# INFORMATION SUPPLIED
------------------------

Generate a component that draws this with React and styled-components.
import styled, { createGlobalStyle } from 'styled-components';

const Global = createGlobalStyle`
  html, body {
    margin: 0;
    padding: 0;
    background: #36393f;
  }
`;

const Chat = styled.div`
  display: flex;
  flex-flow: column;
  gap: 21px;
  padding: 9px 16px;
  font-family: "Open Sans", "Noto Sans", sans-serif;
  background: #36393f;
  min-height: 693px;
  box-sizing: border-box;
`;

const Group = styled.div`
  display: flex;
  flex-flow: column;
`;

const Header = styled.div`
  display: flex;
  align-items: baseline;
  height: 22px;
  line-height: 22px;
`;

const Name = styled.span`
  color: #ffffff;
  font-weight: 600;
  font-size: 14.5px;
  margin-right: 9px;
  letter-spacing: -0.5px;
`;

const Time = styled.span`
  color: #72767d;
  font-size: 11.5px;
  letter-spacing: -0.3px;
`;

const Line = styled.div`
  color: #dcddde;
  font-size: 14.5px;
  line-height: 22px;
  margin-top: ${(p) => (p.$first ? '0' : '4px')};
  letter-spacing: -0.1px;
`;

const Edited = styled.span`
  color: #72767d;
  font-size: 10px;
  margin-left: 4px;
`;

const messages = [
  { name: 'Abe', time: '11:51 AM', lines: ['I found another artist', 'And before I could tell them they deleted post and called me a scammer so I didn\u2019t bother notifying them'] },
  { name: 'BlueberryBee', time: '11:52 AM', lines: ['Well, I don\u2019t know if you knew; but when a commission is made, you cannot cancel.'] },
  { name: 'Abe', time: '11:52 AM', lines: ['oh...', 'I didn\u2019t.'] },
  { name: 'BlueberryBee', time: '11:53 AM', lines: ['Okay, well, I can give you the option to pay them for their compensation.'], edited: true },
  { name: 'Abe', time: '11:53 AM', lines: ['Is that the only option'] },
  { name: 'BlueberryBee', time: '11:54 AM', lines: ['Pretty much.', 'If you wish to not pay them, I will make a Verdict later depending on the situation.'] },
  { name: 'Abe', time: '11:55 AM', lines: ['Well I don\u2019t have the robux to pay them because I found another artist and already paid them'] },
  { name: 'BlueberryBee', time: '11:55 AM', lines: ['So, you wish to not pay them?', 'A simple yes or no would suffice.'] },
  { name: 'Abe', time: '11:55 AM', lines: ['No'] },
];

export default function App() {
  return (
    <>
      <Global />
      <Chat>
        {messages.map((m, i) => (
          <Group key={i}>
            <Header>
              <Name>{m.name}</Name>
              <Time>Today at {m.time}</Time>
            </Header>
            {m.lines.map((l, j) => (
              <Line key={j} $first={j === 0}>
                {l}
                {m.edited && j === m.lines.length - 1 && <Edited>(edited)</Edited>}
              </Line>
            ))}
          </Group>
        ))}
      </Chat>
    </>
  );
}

------------------------

Say how many lines above hold the word "styled", giving only the count.

9